「ずぶんのあだまで考えろ」を読み終わった。
残念ながら、副題にある「私が山びこ学校で学んだこと」にある、本『山びこ学校』は読んでいない。
でも、この「佐藤藤三郎」さんの著書見て、『山びこ学校』もどうしても読まなければと思っている。
本文を読み、この白皙の美青年が若き日の「無着成恭」先生だと知った。
だとすると、その隣で嬉しそうに手紙を読む賢そうな少年は「佐藤藤三郎」氏に間違いないだろう。
『山びこ学校』のもととなった、文集「きかんしや」の13号の表紙は、
「むちゃく・せいきょうのかお」と言う版画だと言うことです。
この「きかんしや」は15号まで発行され、三年間の教育実践のすべてと有ります。
序を書かれた大田堯氏による言葉で「啐啄同時」と言う言葉。
啐は卵の中の雛が殻の内側から鳴き声でサインを送ること。
そして、啄とは親鳥が間髪を入れず、機を見て殻を嘴で破ることを言うそうです。
山元中学校に入学した好奇心にあふれた年頃の生徒たちと、
少し風変わりな新任教師として赴任した無着先生との関係がそれだと解釈しているようです。
すばらしいですねー、文字通りの手造り学級日誌。紙質も悪く、勿論印刷はガリ版刷りの時代です。
子供たちもガリ切りに四苦八苦した様子です。
ガリ版刷りは私も小学生時代、そして就職してからの労働組合関係の資料作成で経験しています。
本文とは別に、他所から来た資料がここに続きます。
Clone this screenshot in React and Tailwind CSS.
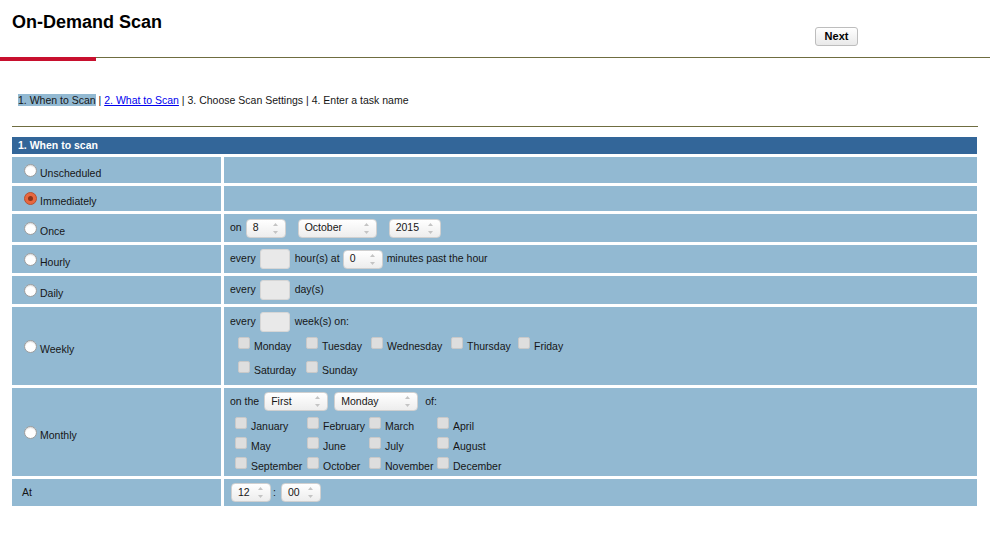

って、私スベルべの年齢も分かろうってものですね(笑)。
「きかんしや」の一号と「山びこ学校」の初版本が並んでいます。
不遜ながらそんな有名な本を読んでいないはずも無いと思うのだけれど、
内容が思い浮かばないから、やはり読んでいないのでしょうね。読みたいものです。
戦後間もない時代にこんな理念で教育に当たったとは、
無着先生ご自身が受けられた教育にも関心を覚えます。
でも、この本が世間ら知られ『山びこ学校』として版を重ね、有名になるとともに、
村人の中からは、貧しい村のはずかし話を世間に広めたとと言う、怒りの声も起きたと言います。
確かに、映画化されたりして、静かで貧しい山の中の村、そして学校が脚光を浴び、
その後の村人、生徒たち、そして無着先生自身にも変化が生まれざるを得なかったようです。
無着先生ご自身もその後、毀誉褒貶にさいなまれる事となった様子は皆さんご存知の事と思いますが。
でも、この本の著者「佐藤藤三郎」さんはその前も、その後も何も変わることは無かったと断じています。
しかし、持って生まれた彼の才能もさるものながら、それを引きだした無着先生も一つの才能だったと思う。
さて、次の本も読みつつ有りますが、『三0人の大百姓宣言』も素晴らしいですよ。
「佐藤藤三郎」「星寛治」「山下惣一」の三巨人がそれぞれ好きな人を10人選んで書いているのですから。
「佐藤藤三郎」氏は恥ずかしながら初めて著書を目にしましたが、後のお二人は、少なからず知っています。
図々しくも「星寛治」氏には大切なリンゴ畑にまでお邪魔して話を伺っています。
そして、「山下惣一」氏はなんとこの地で講演会の講師として、
深い雪の中をお越しいただき話を聞かせて頂きました。
三人に共通することは、自ら農業に携わり土を耕しつつ本も出されていると言うことです。
こんな骨太の素晴らしい巨人とも言える存在が有ること自体が私には嬉しいことです。
物や、お金の豊かさのみに価値を見出そうと言う、心の貧しさが目立つ今こそ必要な人たちです。
「ゆとり教育」も「教育基本法」もそんなものみんな蹴っ飛ばせ。
今必要な事は、子供たちが土に親しみ、真の生き方を学ぶことではないか。
やはり、日本人は土に生きた農耕民族の末裔では有りませんか。
私もつくずく、もう少し自分自身が若かったらなー、なんてちょっぴり苦い思いです。
そうですねー、もう一度山形を訪れて見たいですね。
旧山元村に行き、『山びこ学校』の印税で建てたと言う記念碑も見たい。
待てよ、そんな事で訪れると妻が「星寛治」氏に半ば強引に私を引き合わせたように、
「佐藤藤三郎」氏にも「トーちゃん、お会いしたら」なんて言い出すかな(笑)。